Weld joins counties in opposition to collective bargaining legislation
Published on February 22, 2022
The Weld County Board of Commissioners joined 37 other counties from across Colorado in voicing their opposition to any legislation mandating collective bargaining for public employees. Rumblings of proposed legislation seeking this change have caused elected officials and various agencies across the state to sound the alarm with the General Assembly.
More than 100 county commissioners, including four of the five Weld County Commissioners, signed a formal letter addressed to state legislators urging all members of the General Assembly to “oppose any efforts to advance such legislation” citing that “a top-down, mandated approach would impose a significant unfunded mandate on the undersigned stakeholders, and contradict Colorado’s long history of local control.”

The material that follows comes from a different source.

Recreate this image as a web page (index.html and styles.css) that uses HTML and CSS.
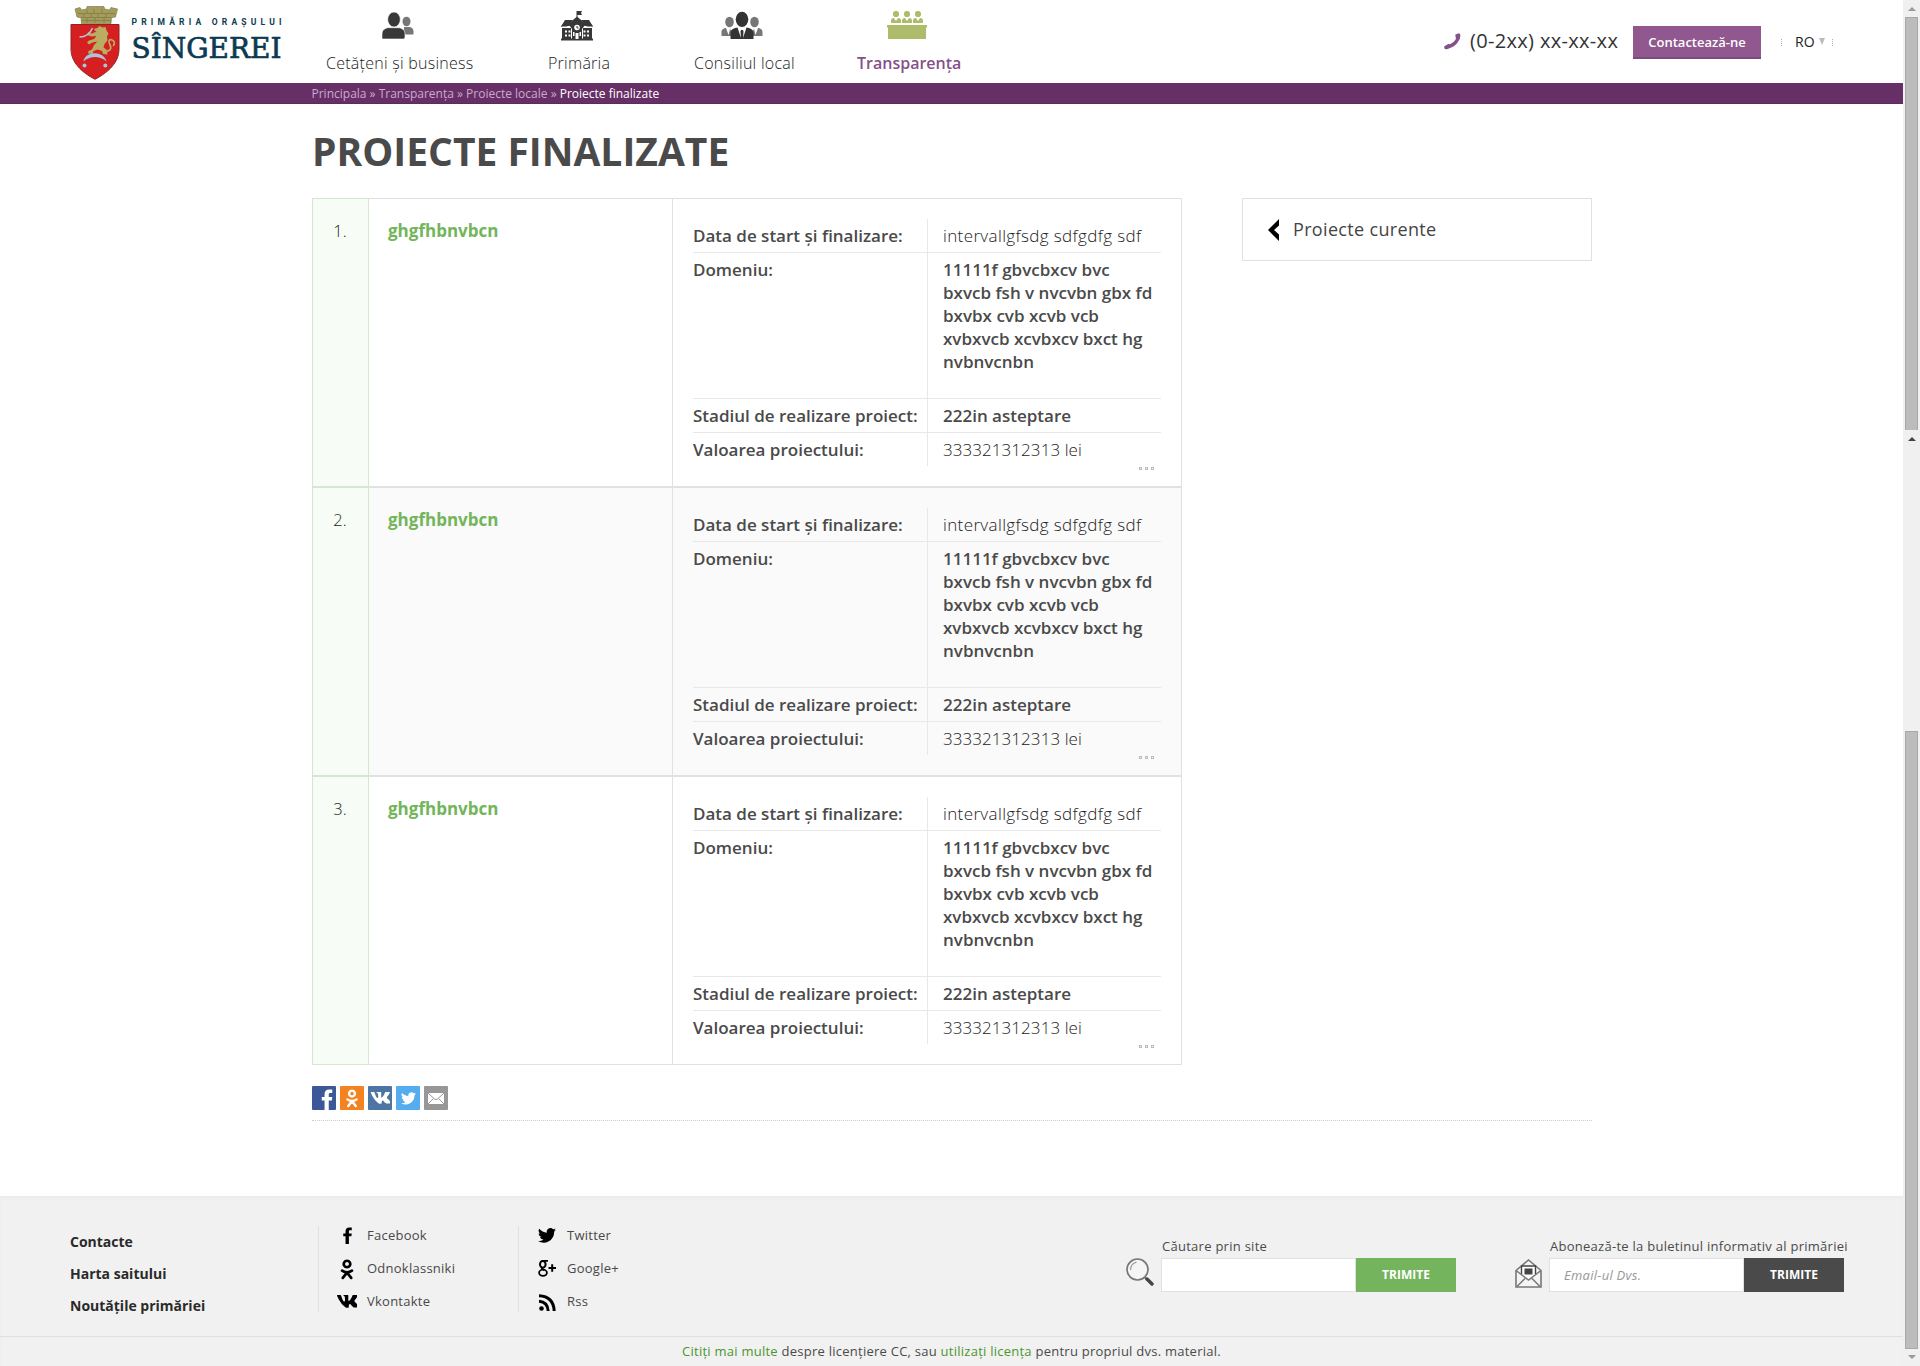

“Any such proposed legislation will cause irreparable harm to Colorado taxpayers,” said Weld County Chair Scott James, who worked closely with commissioners across the state on the drafting of the opposition letter. “Such a shift in policy is short-sighted and unwarranted. It is a solution no one asked for to a problem that doesn’t exist.”
The Colorado county commissioners join the Colorado Association of School Boards, the Colorado Association of School Executives, the Colorado Municipal League, the Special District Association and others in expression opposition to any such proposed legislation.
The letter was addressed to Speaker Garnett, President Fenberg, Majority Leaders Esgar and Moreno as well as Minority Leaders McKean and Holbert.
The letter does state “the undersigned do NOT oppose collective bargaining as a policy – we believe this is an individual employer/employee decision,” before going on to stress that unfunded mandates and unwelcome insertion into local governments, schools and higher education institutions and their budgetary matters by the state is harmful to Colorado on many levels.